STATED TASK: Gather all lines in the entries below that include the word "this".

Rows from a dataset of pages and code
------

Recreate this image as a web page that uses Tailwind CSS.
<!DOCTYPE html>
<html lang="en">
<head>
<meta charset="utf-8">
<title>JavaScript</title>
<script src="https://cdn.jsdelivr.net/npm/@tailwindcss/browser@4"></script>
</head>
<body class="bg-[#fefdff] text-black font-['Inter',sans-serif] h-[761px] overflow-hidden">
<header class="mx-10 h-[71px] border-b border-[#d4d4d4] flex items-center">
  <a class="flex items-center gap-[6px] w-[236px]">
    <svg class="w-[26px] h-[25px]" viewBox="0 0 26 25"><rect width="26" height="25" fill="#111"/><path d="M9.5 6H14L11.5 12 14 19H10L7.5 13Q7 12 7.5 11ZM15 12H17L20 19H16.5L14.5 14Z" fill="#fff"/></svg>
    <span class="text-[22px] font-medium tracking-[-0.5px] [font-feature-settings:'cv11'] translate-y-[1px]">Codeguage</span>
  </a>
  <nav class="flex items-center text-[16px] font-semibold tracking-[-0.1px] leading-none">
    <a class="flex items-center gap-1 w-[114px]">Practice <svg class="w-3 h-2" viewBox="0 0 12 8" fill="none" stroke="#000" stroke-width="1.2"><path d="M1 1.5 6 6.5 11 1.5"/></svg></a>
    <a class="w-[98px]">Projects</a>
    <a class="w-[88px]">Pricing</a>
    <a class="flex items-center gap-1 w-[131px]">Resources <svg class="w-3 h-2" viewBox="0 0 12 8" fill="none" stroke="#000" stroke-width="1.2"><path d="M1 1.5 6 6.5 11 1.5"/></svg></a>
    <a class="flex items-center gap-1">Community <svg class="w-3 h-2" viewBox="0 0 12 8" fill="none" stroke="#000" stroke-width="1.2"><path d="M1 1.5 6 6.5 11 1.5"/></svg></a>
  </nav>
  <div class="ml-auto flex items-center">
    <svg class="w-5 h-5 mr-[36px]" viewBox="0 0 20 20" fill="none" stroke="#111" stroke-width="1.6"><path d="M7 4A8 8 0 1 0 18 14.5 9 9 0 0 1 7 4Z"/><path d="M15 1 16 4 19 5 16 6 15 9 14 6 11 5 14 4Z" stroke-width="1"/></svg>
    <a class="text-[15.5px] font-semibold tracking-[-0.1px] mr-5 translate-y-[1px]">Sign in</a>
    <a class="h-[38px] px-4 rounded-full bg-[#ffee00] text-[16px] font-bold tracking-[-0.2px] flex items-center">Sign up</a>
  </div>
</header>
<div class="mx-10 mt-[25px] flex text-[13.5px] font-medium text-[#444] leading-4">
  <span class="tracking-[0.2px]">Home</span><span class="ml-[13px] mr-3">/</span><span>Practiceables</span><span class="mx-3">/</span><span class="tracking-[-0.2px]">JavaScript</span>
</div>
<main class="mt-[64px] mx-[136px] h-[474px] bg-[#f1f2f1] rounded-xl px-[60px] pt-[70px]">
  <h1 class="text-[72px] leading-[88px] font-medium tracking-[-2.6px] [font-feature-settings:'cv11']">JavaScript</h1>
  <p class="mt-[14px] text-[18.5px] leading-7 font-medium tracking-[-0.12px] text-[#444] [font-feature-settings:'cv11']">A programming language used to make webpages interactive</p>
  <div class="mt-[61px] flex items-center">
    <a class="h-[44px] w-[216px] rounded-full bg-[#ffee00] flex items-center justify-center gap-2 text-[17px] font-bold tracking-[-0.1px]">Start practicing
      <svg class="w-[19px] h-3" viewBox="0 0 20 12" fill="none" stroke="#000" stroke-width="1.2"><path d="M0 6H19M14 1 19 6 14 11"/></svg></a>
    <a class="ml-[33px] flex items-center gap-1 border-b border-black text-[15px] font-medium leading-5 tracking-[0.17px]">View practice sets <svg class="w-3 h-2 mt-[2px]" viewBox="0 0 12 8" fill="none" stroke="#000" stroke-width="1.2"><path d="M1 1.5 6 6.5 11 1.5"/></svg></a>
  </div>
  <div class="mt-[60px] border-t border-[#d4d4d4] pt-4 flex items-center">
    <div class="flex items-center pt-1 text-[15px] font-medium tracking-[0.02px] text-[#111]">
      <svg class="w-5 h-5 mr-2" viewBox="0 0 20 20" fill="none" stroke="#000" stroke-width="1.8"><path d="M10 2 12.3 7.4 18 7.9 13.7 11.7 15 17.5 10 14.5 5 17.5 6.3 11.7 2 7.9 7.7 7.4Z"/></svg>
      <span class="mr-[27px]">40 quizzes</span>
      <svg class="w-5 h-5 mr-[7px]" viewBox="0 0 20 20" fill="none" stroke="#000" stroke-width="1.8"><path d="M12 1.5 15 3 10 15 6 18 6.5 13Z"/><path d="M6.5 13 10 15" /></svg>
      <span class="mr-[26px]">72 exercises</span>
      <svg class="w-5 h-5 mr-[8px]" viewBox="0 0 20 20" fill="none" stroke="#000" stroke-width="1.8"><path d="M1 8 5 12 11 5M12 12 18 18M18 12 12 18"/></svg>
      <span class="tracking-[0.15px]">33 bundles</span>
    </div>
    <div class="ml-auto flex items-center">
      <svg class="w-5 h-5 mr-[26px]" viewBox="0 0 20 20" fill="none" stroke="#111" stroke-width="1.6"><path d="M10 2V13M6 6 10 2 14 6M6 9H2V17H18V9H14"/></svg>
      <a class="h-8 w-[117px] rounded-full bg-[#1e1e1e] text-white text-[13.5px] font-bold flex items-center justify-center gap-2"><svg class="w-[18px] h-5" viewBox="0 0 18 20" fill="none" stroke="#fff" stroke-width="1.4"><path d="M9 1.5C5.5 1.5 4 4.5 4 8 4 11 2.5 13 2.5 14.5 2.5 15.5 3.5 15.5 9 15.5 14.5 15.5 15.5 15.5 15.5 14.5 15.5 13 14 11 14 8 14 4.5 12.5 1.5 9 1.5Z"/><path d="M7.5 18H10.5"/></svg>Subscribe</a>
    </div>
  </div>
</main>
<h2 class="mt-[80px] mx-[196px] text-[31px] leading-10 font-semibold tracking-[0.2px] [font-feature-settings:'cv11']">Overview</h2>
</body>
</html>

------

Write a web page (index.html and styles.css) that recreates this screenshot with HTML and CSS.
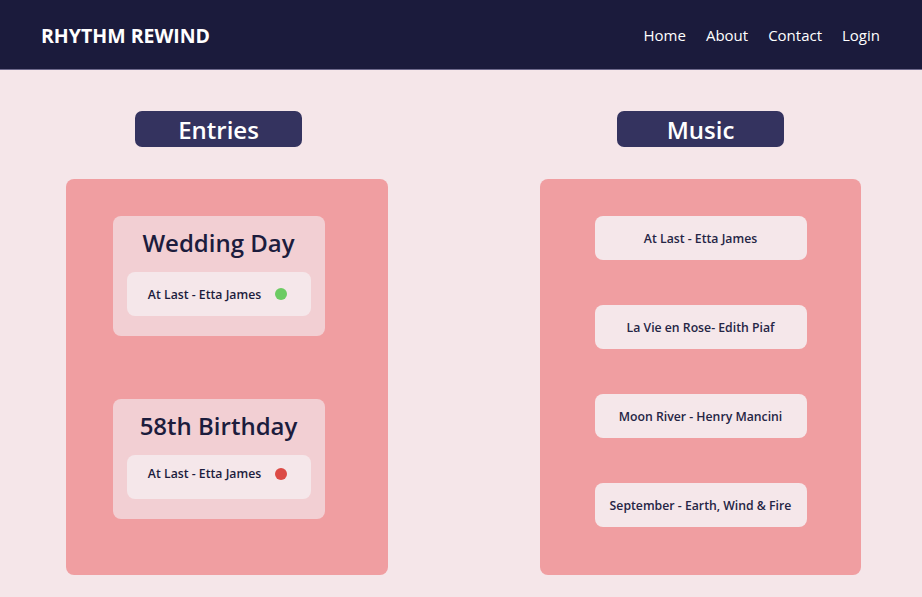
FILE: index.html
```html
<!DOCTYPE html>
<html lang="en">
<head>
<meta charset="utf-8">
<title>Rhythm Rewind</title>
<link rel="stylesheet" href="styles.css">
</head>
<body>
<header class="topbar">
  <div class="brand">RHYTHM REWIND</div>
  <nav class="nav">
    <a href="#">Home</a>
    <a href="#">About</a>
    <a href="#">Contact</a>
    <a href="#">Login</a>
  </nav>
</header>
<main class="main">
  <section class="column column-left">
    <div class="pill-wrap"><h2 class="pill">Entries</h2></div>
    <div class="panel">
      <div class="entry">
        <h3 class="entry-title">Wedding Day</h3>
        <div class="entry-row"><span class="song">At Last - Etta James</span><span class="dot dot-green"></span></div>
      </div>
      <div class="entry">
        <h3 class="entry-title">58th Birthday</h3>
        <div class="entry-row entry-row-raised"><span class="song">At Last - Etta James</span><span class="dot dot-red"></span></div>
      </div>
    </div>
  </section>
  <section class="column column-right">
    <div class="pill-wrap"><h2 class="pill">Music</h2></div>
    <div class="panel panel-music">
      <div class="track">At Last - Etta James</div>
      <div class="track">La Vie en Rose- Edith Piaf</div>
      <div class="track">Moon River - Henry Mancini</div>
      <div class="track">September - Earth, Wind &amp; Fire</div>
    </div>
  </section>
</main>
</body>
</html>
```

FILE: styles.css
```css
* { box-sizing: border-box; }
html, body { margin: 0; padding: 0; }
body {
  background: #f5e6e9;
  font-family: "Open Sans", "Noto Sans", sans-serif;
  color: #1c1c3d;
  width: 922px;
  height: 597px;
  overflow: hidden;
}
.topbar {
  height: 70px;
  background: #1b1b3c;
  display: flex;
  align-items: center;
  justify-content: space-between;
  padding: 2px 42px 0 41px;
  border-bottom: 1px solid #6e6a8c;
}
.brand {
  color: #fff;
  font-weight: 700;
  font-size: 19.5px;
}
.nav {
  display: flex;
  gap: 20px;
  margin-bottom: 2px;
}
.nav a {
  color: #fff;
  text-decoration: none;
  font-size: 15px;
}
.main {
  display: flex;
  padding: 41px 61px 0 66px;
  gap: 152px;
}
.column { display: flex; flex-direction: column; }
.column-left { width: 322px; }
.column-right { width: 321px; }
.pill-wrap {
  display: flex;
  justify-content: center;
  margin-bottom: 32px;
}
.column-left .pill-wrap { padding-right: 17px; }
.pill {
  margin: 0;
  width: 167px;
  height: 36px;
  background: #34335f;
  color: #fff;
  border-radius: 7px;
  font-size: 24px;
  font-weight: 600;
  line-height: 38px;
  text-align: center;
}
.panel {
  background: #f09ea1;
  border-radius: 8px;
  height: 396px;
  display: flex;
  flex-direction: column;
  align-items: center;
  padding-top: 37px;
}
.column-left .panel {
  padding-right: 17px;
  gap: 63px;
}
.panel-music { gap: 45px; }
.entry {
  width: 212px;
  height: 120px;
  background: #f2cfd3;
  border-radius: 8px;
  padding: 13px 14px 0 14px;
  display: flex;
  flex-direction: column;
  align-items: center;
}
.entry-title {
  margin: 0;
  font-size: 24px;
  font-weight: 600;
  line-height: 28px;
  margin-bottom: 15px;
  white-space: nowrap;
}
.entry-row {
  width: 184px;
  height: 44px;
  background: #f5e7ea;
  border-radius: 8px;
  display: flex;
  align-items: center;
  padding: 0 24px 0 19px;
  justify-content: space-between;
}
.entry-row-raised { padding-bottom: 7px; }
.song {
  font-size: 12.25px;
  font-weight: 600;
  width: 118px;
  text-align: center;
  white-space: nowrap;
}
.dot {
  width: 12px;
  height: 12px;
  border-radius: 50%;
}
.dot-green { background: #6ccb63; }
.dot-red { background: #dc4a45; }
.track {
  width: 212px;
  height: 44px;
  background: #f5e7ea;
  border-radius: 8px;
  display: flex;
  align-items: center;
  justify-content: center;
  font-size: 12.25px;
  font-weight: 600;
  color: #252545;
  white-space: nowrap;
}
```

------

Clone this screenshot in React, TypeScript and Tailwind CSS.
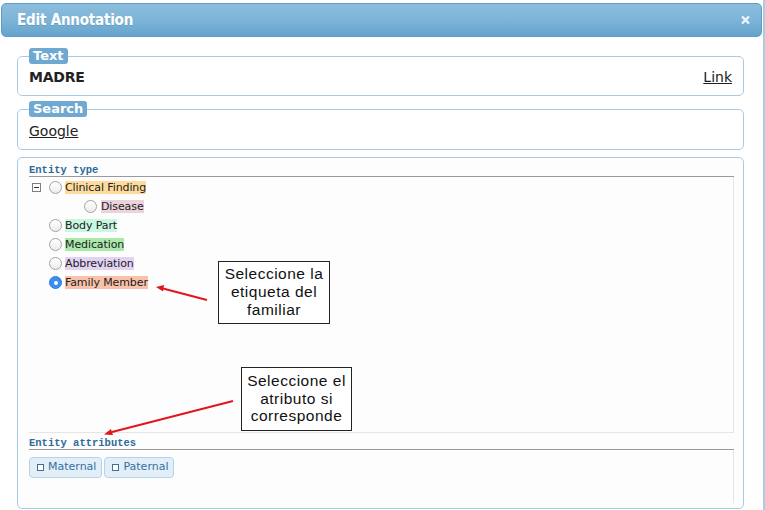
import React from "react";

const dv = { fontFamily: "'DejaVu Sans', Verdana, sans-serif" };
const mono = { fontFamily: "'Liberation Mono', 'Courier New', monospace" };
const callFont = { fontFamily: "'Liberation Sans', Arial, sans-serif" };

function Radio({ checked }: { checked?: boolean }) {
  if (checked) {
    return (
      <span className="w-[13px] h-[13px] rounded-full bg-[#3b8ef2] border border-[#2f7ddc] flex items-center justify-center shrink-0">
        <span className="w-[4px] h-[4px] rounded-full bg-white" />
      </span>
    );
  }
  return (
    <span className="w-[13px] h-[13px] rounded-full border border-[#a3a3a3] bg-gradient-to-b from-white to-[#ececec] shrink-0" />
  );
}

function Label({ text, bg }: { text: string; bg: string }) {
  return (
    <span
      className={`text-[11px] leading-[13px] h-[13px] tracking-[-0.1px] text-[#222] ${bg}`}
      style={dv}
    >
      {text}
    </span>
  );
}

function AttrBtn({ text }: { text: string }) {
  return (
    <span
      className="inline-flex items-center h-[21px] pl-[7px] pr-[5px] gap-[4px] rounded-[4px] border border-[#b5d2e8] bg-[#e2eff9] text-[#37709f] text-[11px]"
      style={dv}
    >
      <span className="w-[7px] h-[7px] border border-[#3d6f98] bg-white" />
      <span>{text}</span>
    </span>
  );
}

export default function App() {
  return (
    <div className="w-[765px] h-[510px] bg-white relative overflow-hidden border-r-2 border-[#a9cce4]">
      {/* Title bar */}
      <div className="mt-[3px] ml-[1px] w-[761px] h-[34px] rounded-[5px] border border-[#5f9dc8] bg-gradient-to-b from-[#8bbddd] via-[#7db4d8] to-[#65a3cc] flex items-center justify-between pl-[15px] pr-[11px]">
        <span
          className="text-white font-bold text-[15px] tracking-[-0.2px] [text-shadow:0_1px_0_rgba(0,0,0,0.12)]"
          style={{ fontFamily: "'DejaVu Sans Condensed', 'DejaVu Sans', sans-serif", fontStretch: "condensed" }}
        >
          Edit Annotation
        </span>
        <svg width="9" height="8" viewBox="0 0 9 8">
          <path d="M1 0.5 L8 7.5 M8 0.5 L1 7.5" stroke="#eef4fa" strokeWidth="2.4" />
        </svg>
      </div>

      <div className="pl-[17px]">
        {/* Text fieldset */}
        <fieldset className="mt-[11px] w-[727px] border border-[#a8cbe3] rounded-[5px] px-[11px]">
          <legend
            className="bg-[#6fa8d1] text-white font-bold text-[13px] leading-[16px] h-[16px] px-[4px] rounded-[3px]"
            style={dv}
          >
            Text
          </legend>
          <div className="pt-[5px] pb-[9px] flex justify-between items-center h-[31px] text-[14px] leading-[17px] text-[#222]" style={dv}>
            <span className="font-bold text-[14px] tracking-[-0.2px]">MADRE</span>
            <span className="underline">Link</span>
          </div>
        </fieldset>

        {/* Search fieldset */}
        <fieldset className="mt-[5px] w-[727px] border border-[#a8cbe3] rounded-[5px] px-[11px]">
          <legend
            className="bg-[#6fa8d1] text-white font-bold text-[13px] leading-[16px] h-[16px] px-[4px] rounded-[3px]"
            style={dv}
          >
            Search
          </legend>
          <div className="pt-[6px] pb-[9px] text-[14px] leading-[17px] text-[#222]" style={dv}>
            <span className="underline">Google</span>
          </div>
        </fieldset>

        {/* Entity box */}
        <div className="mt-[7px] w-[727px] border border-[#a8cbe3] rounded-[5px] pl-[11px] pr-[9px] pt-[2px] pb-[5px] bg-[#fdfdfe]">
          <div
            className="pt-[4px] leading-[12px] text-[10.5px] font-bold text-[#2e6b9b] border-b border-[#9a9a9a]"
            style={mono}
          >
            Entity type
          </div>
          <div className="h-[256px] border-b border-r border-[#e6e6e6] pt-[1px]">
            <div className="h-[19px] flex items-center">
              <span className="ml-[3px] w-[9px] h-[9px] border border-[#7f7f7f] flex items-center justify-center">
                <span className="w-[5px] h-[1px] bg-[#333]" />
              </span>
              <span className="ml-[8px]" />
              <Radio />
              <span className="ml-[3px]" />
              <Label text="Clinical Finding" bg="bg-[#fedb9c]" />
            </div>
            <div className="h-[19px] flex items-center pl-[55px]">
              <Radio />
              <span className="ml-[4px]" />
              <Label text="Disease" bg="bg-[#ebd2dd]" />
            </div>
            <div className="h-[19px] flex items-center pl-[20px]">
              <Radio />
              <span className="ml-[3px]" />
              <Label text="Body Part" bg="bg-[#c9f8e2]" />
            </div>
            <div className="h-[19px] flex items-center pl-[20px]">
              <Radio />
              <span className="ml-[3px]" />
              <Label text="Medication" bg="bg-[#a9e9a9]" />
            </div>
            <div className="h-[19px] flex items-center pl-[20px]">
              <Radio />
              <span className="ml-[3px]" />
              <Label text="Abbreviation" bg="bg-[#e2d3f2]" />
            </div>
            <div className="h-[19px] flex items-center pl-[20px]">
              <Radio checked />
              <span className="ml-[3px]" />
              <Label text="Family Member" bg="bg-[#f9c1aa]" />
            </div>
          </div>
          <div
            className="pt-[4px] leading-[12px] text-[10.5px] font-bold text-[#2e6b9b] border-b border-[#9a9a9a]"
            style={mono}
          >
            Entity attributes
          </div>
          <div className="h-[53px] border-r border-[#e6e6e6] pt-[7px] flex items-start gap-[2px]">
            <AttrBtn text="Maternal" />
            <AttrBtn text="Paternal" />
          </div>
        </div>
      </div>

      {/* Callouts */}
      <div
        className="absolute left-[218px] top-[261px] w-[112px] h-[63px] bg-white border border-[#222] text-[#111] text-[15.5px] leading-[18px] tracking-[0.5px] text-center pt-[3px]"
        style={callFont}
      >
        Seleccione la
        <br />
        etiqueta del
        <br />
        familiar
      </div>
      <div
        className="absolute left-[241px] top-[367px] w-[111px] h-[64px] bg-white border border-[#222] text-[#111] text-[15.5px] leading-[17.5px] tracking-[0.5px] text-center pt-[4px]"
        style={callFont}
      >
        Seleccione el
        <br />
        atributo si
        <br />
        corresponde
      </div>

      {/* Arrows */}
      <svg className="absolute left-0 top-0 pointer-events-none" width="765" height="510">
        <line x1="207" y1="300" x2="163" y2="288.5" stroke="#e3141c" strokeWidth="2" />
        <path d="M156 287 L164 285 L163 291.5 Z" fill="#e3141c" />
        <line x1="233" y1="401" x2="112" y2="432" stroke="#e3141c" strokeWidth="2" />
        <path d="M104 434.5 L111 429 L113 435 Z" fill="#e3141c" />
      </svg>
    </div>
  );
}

------

OUTPUT BELOW:
Recreate this image as a web page that uses Tailwind CSS.
Write a web page (index.html and styles.css) that recreates this screenshot with HTML and CSS.
Clone this screenshot in React, TypeScript and Tailwind CSS.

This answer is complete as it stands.